Rachel Schmidt – Boat Journeys is a series of drawings and collages that are inspired by the constant moving, commuting, and traveling that comes with living in an urban environment. As an Artist in Residence at the Arlington Arts Center, Rachel regularly transverses the cityscape of Arlington and has found that fantastical spaces and stories are right in front of us, waiting to be told.
Jennifer Sidhu Mullins – Artist Jenny Sidhu Mullins creates paintings and electronic, interactive sculpture that explore ideas related to national identity, American spirituality and corporate mythology. Her hybrid, candy colored works have been exhibited nationally and internationally.
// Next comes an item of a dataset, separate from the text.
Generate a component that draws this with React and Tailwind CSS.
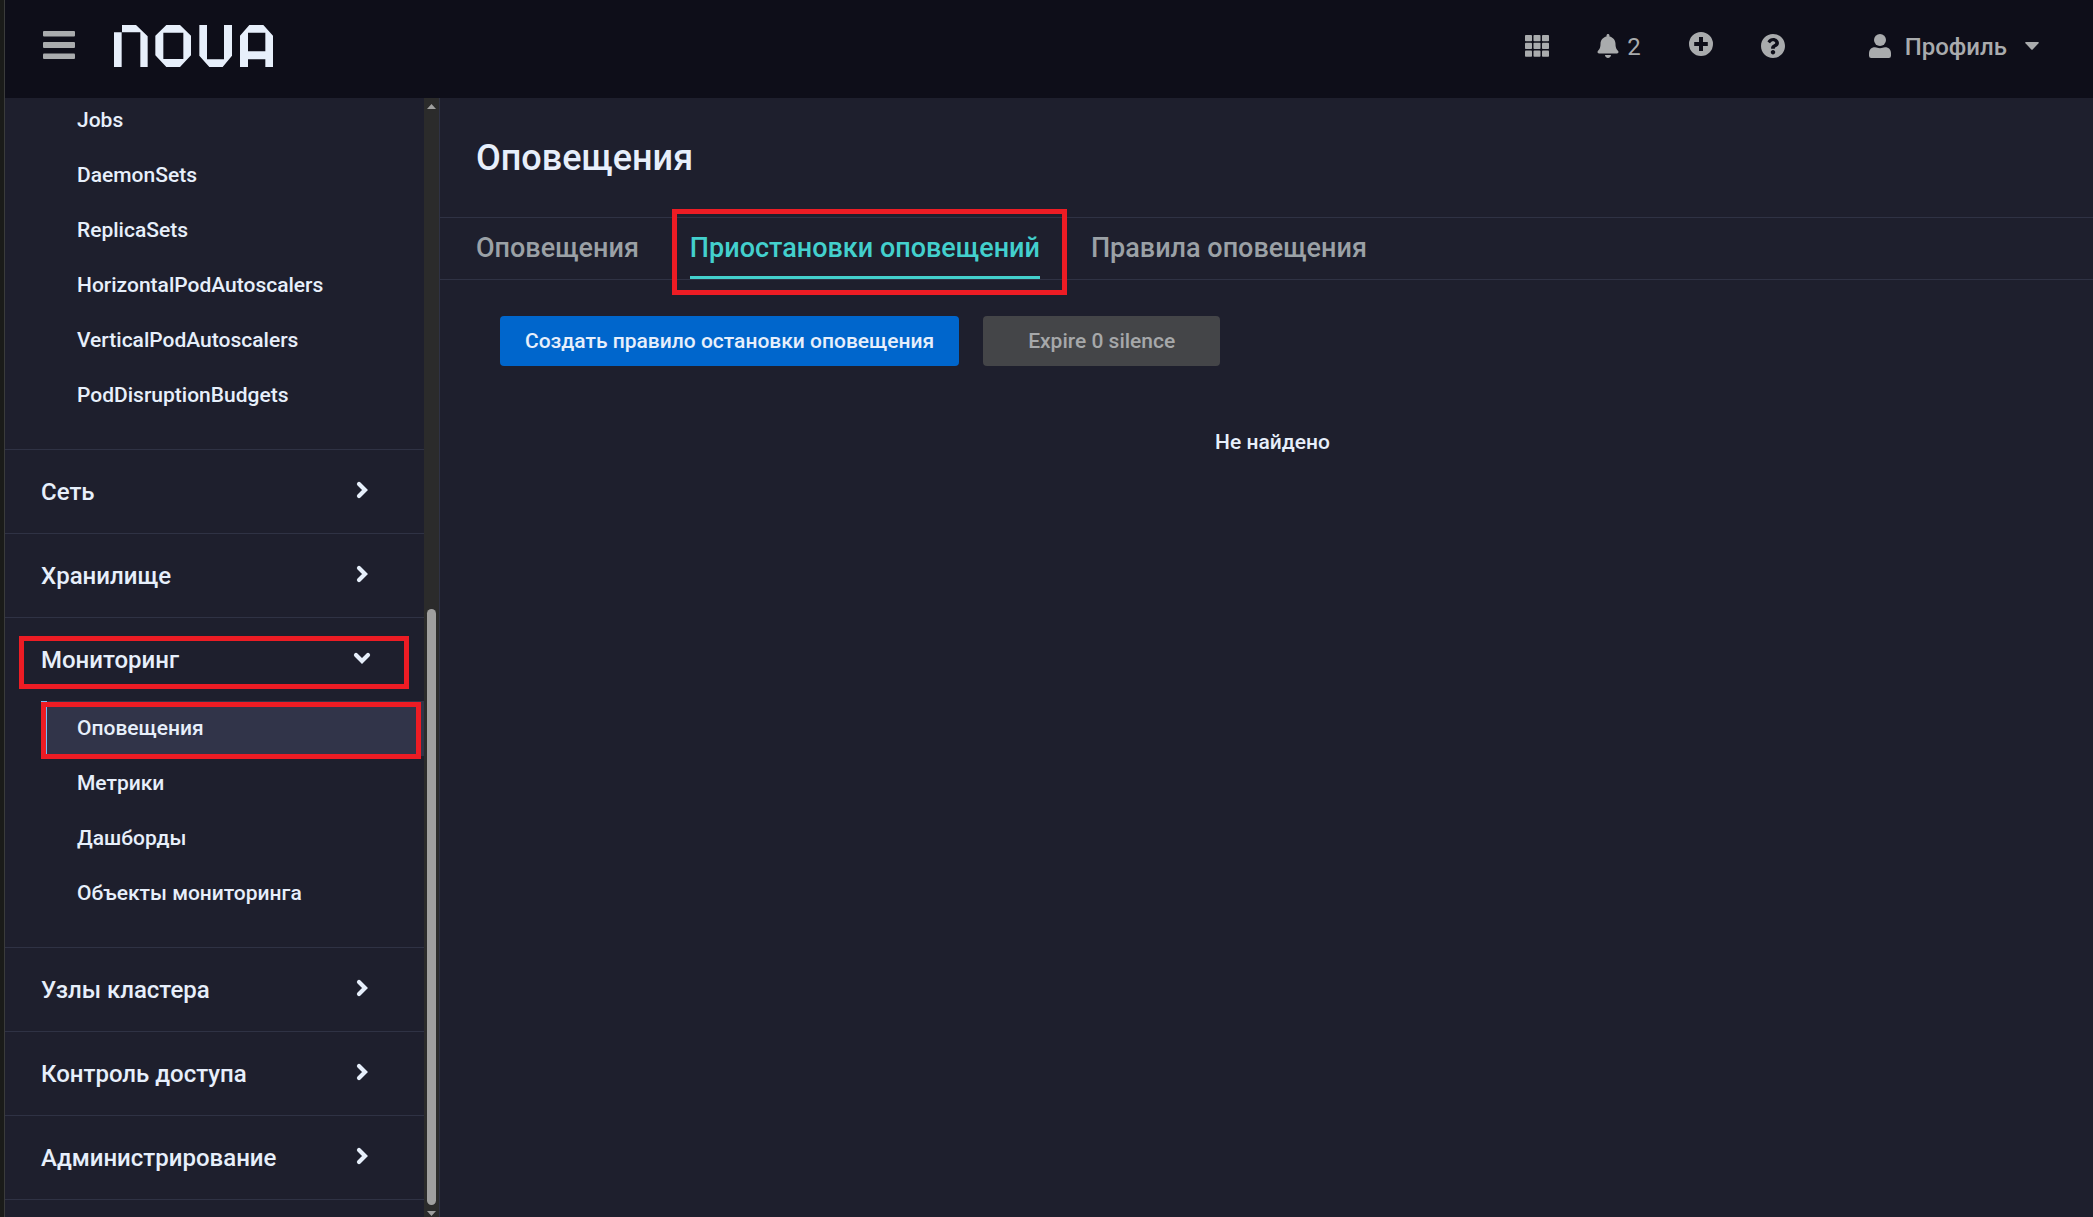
import React, { useState } from 'react';

const WORKLOADS = [
  'Jobs',
  'DaemonSets',
  'ReplicaSets',
  'HorizontalPodAutoscalers',
  'VerticalPodAutoscalers',
  'PodDisruptionBudgets',
];

const SECTIONS = [
  { label: 'Сеть' },
  { label: 'Хранилище' },
  {
    label: 'Мониторинг',
    open: true,
    items: ['Оповещения', 'Метрики', 'Дашборды', 'Объекты мониторинга'],
  },
  { label: 'Узлы кластера' },
  { label: 'Контроль доступа' },
  { label: 'Администрирование' },
];

const TABS = ['Оповещения', 'Приостановки оповещений', 'Правила оповещения'];

/* ── Icons ── */

const Logo = () => (
  <svg className="h-[42px] w-[159px]" viewBox="42 30 477 126" fill="#e7effb" aria-label="NOVA">
    <path d="M42 52H65V156H42ZM66 30H108L143 64V156H121V52H66Z" />
    <path
      fillRule="evenodd"
      d="M199 30H240L273 62V121L240 156H199L166 121V62ZM190 53V132H250V53Z"
    />
    <path d="M298 30H321V133H372V30H396V122L368 156H328L298 122Z" />
    <path
      fillRule="evenodd"
      d="M420 62L448 30H490L519 62V156H496V133H444V156H420ZM444 53V109H496V53Z"
    />
  </svg>
);

const MenuIcon = () => (
  <svg className="h-7 w-8" viewBox="0 0 32 28" fill="currentColor">
    <rect y="0" width="32" height="5.5" rx="1" />
    <rect y="11" width="32" height="6" rx="1" />
    <rect y="22.5" width="32" height="5.5" rx="1" />
  </svg>
);

const GridIcon = () => (
  <svg className="h-[22px] w-6" viewBox="0 0 24 22" fill="currentColor">
    {[0, 7.8, 15.6].map((y) =>
      [0, 8.5, 17].map((x) => <rect key={`${x}-${y}`} x={x} y={y} width="7" height="6.2" rx="0.8" />)
    )}
  </svg>
);

const BellIcon = () => (
  <svg className="h-6 w-[22px]" viewBox="0 0 448 512" fill="currentColor">
    <path d="M224 512c35.32 0 63.97-28.65 63.97-64H160.03c0 35.35 28.65 64 63.97 64zm215.39-149.71c-19.32-20.76-55.47-51.99-55.47-154.29 0-77.7-54.48-139.9-127.94-155.16V32c0-17.67-14.32-32-31.98-32s-31.98 14.33-31.98 32v20.84C118.56 68.1 64.08 130.3 64.08 208c0 102.3-36.15 133.53-55.47 154.29-6 6.45-8.66 14.16-8.61 21.71.11 16.4 12.98 32 32.1 32h383.8c19.12 0 32-15.6 32.1-32 .05-7.55-2.61-15.27-8.61-21.71z" />
  </svg>
);

const PlusIcon = () => (
  <svg className="size-6" viewBox="0 0 24 24" fill="currentColor">
    <path
      fillRule="evenodd"
      d="M12 0a12 12 0 1 1 0 24a12 12 0 0 1 0-24ZM10 5V10H5.2V14H10V19H14V14H18.8V10H14V5Z"
    />
  </svg>
);

const HelpIcon = () => (
  <svg className="size-6" viewBox="8 8 496 496" fill="currentColor">
    <path d="M504 256c0 136.997-111.043 248-248 248S8 392.997 8 256C8 119.083 119.043 8 256 8s248 111.083 248 248zM262.655 90c-54.497 0-89.255 22.957-116.549 63.758-3.536 5.286-2.353 12.415 2.715 16.258l34.699 26.31c5.205 3.947 12.621 3.008 16.665-2.122 17.864-22.658 30.113-35.797 57.303-35.797 20.429 0 45.698 13.148 45.698 32.958 0 14.976-12.363 22.667-32.534 33.976C247.128 238.528 216 254.941 216 296v4c0 6.627 5.373 12 12 12h56c6.627 0 12-5.373 12-12v-1.333c0-28.462 83.186-29.647 83.186-106.667 0-58.002-60.165-102-116.531-102zM256 338c-25.365 0-46 20.635-46 46 0 25.364 20.635 46 46 46s46-20.636 46-46c0-25.365-20.635-46-46-46z" />
  </svg>
);

const UserIcon = () => (
  <svg className="h-6 w-[22px]" viewBox="0 0 22 24" fill="currentColor">
    <circle cx="11" cy="6" r="6" />
    <path d="M6 13.3C8 13.3 8.500 14.200 11 14.200S14 13.300 16 13.300C20 13.300 22 16 22 19.500V21.800Q22 24 19.800 24H2.200Q0 24 0 21.800V19.500C0 16 2 13.300 6 13.300Z" />
  </svg>
);

const Chevron = ({ open }) => (
  <svg
    className={`mb-1 size-[18px] ${open ? 'rotate-90' : ''}`}
    viewBox="0 0 18 18"
    fill="none"
    stroke="currentColor"
    strokeWidth="4.2"
    strokeLinecap="round"
  >
    <path d="M6 3L12 9L6 15" strokeLinejoin="miter" />
  </svg>
);

// Red frame drawn around the element that holds it
const Highlight = ({ className }) => (
  <span className={`pointer-events-none absolute z-10 border-5 border-[#ed1c24] ${className}`} />
);

/* ── Header ── */

const Header = () => (
  <header className="flex h-[98px] shrink-0 items-center justify-between bg-[#0e0e19] pr-[54px] pb-1.5 pl-[38px] text-[#a9abad]">
    <div className="flex items-center gap-[39px]">
      <button aria-label="Меню" className="pb-0.5">
        <MenuIcon />
      </button>
      <Logo />
    </div>
    <div className="flex items-center gap-12 text-2xl">
      <button aria-label="Приложения">
        <GridIcon />
      </button>
      <button className="flex items-center gap-2">
        <BellIcon />
        <span className="pt-0.5 font-normal">2</span>
      </button>
      <button aria-label="Добавить" className="pb-1">
        <PlusIcon />
      </button>
      <button aria-label="Помощь">
        <HelpIcon />
      </button>
      <button className="ml-9 flex items-center">
        <UserIcon />
        <span className="ml-3.5 pt-0.5">Профиль</span>
        <svg className="ml-[18px] h-2 w-3.5" viewBox="0 0 14 8" fill="currentColor">
          <path d="M0.800 0H13.200Q14.300 0.300 13.500 1.200L7.700 7.500Q7 8.200 6.300 7.500L0.500 1.200Q-0.300 0.300 0.800 0Z" />
        </svg>
      </button>
    </div>
  </header>
);

/* ── Sidebar ── */

const SubItem = ({ label, active }) => (
  <li>
    <a
      href="#"
      className={`relative flex h-[55px] items-center border-l-6 pl-[30px] text-[21px] ${
        active ? 'border-[#73bcf7] bg-[#313449]' : 'border-transparent'
      }`}
    >
      {label}
      {active && <Highlight className="top-px right-[3px] -bottom-[3px] -left-1.5" />}
    </a>
  </li>
);

const Section = ({ section, active }) => {
  const [open, setOpen] = useState(Boolean(section.open));

  return (
    <div className="shrink-0 border-t border-[#2f3244]">
      <button
        onClick={() => setOpen(!open)}
        aria-expanded={open}
        className="relative flex h-[83px] w-full items-center justify-between pr-[53px] pl-9 text-2xl"
      >
        {section.label}
        <Chevron open={open} />
        {section.open && <Highlight className="top-[18px] right-[15px] bottom-3 left-3.5" />}
      </button>
      {open && section.items && (
        <ul className="pb-[26px] pl-9">
          {section.items.map((item) => (
            <SubItem key={item} label={item} active={item === active} />
          ))}
        </ul>
      )}
    </div>
  );
};

const ScrollTrack = () => (
  <div className="flex w-4 shrink-0 flex-col items-center border-r border-[#2f3244] bg-[#2b2b2b] pt-1.5 pb-px">
    <svg className="h-[5px] w-[9px]" viewBox="0 0 9 5" fill="#9f9f9f">
      <path d="M4.500 0L9 5H0Z" />
    </svg>
    <div className="flex-[500]" />
    <div className="w-[9px] flex-[596] rounded-full bg-[#9f9f9f]" />
    <svg className="mt-1.5 h-[5px] w-[9px]" viewBox="0 0 9 5" fill="#9f9f9f">
      <path d="M0 0H9L4.500 5Z" />
    </svg>
  </div>
);

// The list is scrolled down, so its content sits against the bottom edge
const Sidebar = () => (
  <aside className="flex w-[435px] shrink-0">
    <nav className="flex min-w-0 flex-1 flex-col justify-end overflow-hidden text-[#e7effb]">
      <ul className="shrink-0 pb-[26px] pl-9">
        {WORKLOADS.map((item) => (
          <SubItem key={item} label={item} />
        ))}
      </ul>
      {SECTIONS.map((section) => (
        <Section key={section.label} section={section} active="Оповещения" />
      ))}
      <div className="h-[18px] shrink-0 border-t border-[#2f3244]" />
    </nav>
    <ScrollTrack />
  </aside>
);

/* ── Content ── */

const Content = () => {
  const [tab, setTab] = useState(TABS[1]);

  return (
    <main className="min-w-0 flex-1 text-[#e7effb]">
      <h1 className="px-9 pt-[41px] pb-[39px] text-4xl leading-[39px] font-medium">Оповещения</h1>

      <div className="flex gap-[51px] border-y border-[#2f3244] px-9" role="tablist">
        {TABS.map((name) => (
          <button
            key={name}
            role="tab"
            aria-selected={name === tab}
            onClick={() => setTab(name)}
            className={`relative border-b-3 pt-3.5 pb-3 text-[27px] leading-8 ${
              name === tab ? 'border-[#43d0cd] text-[#43d0cd]' : 'border-transparent text-[#9ba1a6]'
            }`}
          >
            {name}
            {name === TABS[1] && <Highlight className="-top-[9px] -right-[27px] -bottom-[19px] -left-[18px]" />}
          </button>
        ))}
      </div>

      <div className="pt-9 pr-12 pl-[60px] text-[21px]">
        <div className="flex gap-6">
          <button className="h-[50px] rounded bg-[#0066cc] px-[25px] pt-0.5">
            Создать правило остановки оповещения
          </button>
          <button disabled className="h-[50px] rounded bg-[#444548] px-[45px] pt-0.5 text-[#a6a8aa]">
            Expire 0 silence
          </button>
        </div>
        <p className="mt-[61px] text-center">Не найдено</p>
      </div>
    </main>
  );
};

const App = () => (
  <div className="flex h-screen flex-col border-l-4 border-[#1a1b19] bg-[#1e1f2d] font-['Roboto',sans-serif] font-medium">
    <div className="flex min-h-0 flex-1 flex-col border-l border-[#3a3b3b]">
      <Header />
      <div className="flex min-h-0 flex-1">
        <Sidebar />
        <Content />
      </div>
    </div>
  </div>
);

export default App;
Jeffrey Smith – His installation of paintings for “Art on the Bus” is an opportunity to share a reverence for the lives of these fellow beings with the citizens of Arlington. The species depicted are each indigenous to the County, and can be found wherever one takes the time to look and listen to the natural world. These native plants and animals, which struggle to survive within the increasingly developed cities and counties of the region, are a reminder that life everywhere coexists by the grace of a balance now entirely in the hands of humans.
Kate Stewart – Stewart’s work is heavily influenced by the landscape and makes direct and symbolic references to space, light and air. Similar t traditional Chinese ink painting, these ink drawings are a meditation on nature, but reveal the more sublime and chaotic aspects of nature, the antithesis of a spiritual ideal. Currently Professor or Art as West Chester University in Pennsylvania, she works in a variety of media including painting and sculptural installation.
Julie Wolfe – Through her work, Wolfe investigates the intersections between beauty and conflict that exist within and across cultures. Her use of original iconography and color leads the viewer from immediate and aesthetically arresting images to an exploration of the various layers of seasons, life and time. For the Art on the Art Bus, Julie focused her work on the flora and fauna of Virginia.